## Brief
Lines containing the word "with" are to be counted; state their number and nothing further.

Lines of data
"""

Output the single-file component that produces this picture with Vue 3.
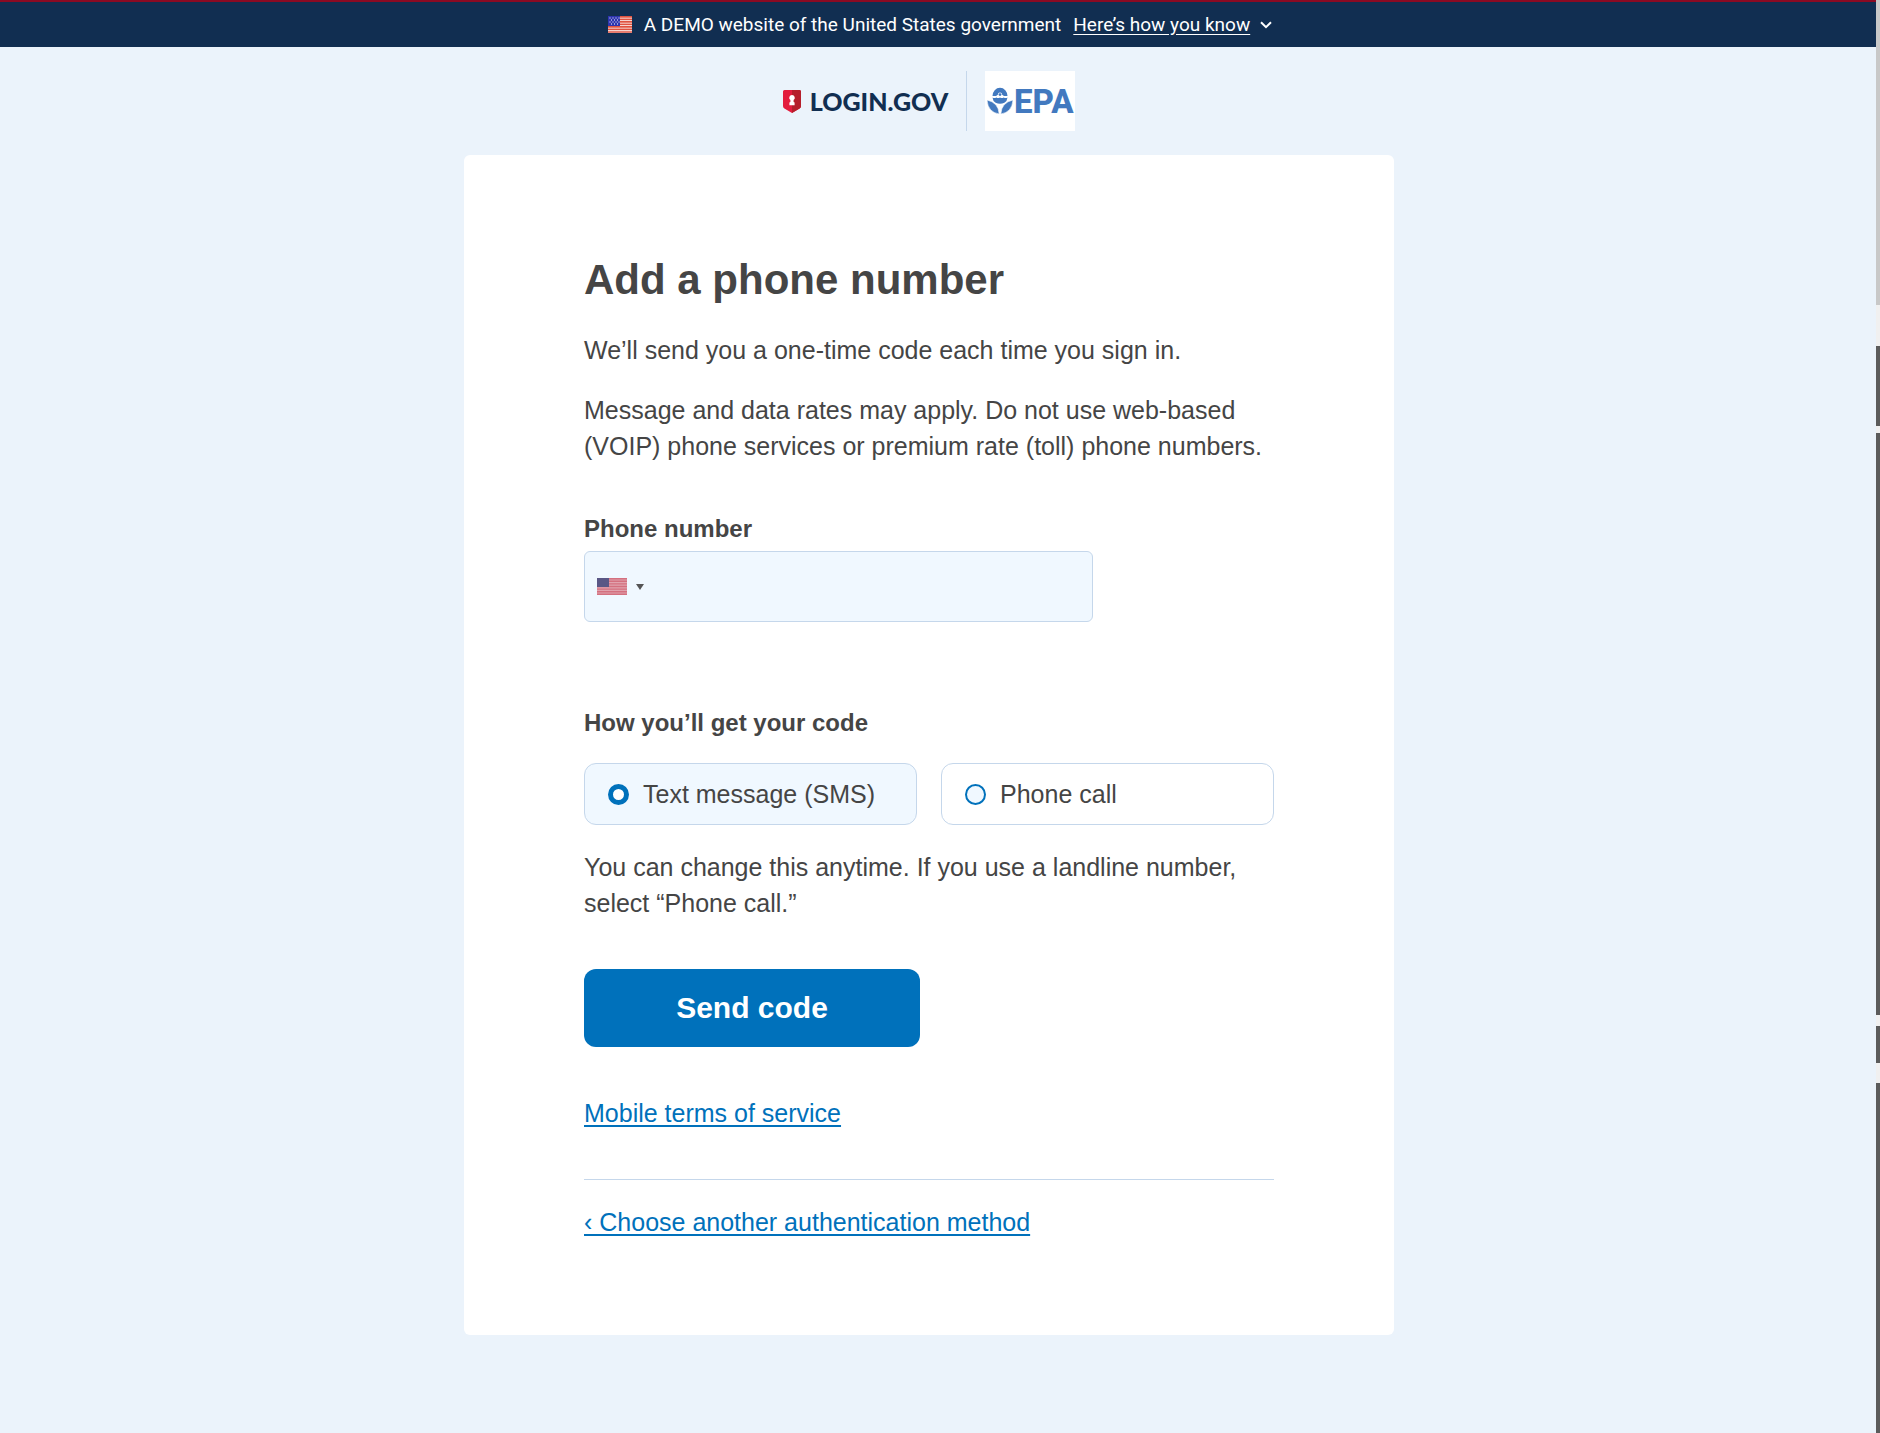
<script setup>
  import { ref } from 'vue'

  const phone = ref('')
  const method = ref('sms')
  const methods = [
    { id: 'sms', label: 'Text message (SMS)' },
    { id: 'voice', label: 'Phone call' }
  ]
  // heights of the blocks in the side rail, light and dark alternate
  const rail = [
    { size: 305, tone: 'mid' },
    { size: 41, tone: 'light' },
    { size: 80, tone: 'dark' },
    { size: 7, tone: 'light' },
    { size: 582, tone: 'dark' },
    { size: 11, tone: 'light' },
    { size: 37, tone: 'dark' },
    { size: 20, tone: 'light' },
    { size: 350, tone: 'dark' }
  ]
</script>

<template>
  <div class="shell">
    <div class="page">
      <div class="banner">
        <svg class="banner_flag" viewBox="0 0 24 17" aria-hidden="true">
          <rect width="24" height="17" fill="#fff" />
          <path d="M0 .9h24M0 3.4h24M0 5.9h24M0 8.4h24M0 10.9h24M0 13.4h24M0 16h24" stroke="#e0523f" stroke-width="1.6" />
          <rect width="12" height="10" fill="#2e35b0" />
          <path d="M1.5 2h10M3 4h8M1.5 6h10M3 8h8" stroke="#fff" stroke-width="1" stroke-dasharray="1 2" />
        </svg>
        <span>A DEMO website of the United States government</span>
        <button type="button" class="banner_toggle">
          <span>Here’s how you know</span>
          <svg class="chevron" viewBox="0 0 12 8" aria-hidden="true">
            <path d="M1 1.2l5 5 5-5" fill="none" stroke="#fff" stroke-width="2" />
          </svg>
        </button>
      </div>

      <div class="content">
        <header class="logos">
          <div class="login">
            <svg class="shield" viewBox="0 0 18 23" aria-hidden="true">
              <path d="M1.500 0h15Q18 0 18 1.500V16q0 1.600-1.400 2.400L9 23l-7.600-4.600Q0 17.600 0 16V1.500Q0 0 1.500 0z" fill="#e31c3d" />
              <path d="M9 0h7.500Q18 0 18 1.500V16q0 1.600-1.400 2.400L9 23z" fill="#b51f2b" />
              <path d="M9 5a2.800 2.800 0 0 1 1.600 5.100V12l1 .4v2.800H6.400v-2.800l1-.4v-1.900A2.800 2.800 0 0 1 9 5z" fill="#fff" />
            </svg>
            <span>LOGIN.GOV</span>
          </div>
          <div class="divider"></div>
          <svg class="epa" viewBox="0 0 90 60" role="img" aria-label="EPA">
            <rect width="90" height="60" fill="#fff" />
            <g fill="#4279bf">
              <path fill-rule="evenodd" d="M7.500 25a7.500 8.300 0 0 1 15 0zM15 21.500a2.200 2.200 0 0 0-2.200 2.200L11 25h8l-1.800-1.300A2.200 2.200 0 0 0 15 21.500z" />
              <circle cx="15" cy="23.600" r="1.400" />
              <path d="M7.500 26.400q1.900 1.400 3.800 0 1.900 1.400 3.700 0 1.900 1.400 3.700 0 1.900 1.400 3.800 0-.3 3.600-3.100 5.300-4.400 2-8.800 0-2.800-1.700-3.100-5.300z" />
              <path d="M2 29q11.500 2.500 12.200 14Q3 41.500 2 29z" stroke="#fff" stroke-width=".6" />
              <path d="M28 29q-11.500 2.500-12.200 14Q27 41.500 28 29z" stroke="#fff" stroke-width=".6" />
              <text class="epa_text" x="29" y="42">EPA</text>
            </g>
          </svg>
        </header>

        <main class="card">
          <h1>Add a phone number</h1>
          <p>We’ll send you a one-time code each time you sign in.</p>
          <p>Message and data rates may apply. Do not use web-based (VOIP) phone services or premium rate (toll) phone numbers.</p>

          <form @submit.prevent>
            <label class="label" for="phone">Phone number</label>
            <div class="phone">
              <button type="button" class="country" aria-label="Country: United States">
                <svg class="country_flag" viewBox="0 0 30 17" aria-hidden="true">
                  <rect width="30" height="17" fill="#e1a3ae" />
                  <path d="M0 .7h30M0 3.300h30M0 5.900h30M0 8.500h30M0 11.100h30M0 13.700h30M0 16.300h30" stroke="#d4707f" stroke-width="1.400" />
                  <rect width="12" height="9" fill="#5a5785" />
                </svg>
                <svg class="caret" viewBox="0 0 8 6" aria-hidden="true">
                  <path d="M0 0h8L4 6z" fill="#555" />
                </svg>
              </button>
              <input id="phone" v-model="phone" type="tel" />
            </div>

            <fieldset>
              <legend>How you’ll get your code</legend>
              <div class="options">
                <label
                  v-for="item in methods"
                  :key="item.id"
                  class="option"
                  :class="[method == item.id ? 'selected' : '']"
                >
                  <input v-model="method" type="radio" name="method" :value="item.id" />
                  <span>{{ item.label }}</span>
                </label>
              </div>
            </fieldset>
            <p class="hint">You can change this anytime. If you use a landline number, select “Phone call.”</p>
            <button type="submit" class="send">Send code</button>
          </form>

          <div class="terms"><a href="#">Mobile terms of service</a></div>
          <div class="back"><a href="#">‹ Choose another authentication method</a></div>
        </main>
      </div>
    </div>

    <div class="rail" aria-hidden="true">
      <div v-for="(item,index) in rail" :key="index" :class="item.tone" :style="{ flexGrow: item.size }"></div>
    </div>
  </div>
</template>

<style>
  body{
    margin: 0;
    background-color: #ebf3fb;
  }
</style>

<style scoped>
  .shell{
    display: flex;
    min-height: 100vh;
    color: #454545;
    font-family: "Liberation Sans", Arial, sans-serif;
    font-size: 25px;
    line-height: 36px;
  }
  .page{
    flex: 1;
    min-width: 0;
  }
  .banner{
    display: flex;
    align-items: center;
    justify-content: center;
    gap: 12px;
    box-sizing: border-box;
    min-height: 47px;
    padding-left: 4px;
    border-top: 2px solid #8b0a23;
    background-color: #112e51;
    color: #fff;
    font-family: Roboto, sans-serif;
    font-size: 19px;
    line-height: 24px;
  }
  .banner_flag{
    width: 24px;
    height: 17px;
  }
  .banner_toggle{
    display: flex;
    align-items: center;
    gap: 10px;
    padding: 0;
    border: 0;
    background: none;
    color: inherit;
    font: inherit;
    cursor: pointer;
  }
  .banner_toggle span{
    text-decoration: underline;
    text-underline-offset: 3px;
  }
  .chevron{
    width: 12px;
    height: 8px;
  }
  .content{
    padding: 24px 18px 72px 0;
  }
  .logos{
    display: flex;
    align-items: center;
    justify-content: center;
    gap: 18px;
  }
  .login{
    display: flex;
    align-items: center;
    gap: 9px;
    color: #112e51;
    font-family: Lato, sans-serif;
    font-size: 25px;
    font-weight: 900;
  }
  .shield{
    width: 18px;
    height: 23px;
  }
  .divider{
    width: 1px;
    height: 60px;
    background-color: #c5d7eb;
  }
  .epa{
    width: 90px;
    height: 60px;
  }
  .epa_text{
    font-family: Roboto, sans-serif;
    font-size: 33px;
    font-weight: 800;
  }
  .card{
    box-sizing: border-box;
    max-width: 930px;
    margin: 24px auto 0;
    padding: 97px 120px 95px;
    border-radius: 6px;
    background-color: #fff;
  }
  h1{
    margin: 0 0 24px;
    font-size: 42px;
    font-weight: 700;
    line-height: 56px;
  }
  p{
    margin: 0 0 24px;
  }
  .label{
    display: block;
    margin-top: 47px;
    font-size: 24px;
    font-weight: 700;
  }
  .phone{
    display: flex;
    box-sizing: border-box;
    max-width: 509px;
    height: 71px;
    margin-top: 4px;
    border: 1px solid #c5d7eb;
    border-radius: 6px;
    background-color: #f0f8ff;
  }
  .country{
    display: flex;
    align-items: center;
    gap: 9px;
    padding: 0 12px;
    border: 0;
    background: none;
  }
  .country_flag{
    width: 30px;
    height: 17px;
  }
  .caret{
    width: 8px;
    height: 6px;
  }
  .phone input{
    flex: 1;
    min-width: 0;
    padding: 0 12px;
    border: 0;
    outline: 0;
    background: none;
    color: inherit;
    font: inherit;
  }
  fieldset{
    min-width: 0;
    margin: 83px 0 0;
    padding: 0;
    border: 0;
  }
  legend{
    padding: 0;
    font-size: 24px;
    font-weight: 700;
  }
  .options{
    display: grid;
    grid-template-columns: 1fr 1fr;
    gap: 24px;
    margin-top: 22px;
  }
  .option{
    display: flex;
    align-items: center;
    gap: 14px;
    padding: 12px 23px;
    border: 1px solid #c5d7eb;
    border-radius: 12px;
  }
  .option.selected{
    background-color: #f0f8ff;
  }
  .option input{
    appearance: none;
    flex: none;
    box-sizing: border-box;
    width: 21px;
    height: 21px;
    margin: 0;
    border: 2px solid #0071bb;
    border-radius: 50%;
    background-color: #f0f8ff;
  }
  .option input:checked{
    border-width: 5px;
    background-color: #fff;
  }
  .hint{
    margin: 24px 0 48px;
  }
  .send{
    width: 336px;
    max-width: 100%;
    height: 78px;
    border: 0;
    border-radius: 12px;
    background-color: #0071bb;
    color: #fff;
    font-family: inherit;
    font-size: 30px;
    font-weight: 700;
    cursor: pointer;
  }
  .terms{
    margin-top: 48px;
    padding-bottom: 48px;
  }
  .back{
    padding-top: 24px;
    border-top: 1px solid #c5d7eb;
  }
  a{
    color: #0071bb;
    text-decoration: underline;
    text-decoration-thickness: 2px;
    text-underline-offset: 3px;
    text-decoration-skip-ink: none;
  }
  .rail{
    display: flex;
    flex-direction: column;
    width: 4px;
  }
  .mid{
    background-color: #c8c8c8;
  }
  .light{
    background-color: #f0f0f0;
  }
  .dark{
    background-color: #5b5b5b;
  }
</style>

"""
"""

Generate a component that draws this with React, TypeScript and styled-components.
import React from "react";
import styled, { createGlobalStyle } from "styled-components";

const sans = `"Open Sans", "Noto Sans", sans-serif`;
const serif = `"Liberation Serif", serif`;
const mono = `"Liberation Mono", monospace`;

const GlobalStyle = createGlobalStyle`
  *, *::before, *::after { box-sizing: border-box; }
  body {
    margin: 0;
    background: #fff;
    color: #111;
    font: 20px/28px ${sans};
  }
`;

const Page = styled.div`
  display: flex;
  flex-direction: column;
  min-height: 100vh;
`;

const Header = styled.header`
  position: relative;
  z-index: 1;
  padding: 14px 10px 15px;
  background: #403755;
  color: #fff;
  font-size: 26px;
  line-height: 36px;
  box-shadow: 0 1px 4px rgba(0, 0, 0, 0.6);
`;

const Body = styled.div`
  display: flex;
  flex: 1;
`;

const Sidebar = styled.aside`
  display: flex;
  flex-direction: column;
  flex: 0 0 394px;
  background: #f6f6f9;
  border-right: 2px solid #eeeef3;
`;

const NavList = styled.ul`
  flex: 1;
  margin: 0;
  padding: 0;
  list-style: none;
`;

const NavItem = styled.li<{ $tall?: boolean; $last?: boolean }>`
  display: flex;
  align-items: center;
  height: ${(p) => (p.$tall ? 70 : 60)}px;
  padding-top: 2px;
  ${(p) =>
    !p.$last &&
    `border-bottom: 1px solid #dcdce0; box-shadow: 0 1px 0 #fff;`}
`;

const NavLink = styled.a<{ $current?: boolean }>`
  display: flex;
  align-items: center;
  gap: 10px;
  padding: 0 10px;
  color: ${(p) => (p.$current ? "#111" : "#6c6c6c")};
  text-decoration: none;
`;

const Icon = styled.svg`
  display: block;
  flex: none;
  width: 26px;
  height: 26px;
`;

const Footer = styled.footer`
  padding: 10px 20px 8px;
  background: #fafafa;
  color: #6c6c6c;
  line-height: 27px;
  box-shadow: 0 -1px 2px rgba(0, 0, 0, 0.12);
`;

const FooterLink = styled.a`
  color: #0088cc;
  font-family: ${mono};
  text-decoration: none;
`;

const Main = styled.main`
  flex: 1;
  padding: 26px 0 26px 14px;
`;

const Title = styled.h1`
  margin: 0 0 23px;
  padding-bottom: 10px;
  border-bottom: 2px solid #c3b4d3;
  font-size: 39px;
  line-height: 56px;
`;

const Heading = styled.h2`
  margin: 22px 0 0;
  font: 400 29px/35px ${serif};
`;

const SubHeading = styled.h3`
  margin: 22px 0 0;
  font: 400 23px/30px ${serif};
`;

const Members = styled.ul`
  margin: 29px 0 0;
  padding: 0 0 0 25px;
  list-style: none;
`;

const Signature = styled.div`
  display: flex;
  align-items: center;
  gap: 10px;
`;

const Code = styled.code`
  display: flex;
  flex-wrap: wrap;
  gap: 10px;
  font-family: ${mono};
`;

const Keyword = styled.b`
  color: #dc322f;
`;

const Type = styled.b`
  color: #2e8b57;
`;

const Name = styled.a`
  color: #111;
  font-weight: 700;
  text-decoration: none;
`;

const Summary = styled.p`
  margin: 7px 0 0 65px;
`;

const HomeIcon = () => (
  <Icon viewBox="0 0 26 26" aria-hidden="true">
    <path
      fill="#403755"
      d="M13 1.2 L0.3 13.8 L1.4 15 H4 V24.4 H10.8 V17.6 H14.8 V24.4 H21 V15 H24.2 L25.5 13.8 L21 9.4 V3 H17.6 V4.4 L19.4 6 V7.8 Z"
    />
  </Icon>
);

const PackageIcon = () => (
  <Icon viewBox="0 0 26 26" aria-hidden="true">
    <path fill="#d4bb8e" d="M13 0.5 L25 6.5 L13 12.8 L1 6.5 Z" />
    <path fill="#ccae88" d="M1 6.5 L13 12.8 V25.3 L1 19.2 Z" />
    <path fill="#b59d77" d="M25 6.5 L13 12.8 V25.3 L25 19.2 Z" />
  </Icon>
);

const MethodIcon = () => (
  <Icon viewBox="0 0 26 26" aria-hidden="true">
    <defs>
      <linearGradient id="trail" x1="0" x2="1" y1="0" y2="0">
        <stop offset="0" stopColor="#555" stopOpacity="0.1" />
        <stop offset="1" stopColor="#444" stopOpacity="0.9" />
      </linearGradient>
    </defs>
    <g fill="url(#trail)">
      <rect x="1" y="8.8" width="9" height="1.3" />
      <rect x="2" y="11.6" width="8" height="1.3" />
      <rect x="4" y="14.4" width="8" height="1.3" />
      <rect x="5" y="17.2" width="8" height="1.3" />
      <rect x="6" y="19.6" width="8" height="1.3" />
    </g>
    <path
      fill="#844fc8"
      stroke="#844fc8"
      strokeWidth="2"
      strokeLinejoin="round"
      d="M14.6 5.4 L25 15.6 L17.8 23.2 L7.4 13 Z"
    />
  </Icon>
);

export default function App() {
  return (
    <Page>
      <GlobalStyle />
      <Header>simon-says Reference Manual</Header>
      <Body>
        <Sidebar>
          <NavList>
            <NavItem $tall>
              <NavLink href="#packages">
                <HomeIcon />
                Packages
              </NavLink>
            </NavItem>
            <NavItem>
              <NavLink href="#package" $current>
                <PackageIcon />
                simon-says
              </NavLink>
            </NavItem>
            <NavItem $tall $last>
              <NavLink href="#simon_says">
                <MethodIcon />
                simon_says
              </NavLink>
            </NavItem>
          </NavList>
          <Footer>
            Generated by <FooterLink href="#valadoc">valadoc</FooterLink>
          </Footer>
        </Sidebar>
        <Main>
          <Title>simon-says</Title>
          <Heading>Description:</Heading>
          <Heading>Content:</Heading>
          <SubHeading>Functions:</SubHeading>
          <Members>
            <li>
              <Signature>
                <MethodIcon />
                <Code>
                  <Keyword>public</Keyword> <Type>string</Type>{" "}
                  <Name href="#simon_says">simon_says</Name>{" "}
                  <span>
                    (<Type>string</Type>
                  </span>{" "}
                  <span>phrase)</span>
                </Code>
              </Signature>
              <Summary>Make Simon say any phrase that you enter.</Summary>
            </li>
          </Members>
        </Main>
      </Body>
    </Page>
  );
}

"""

## Written response
2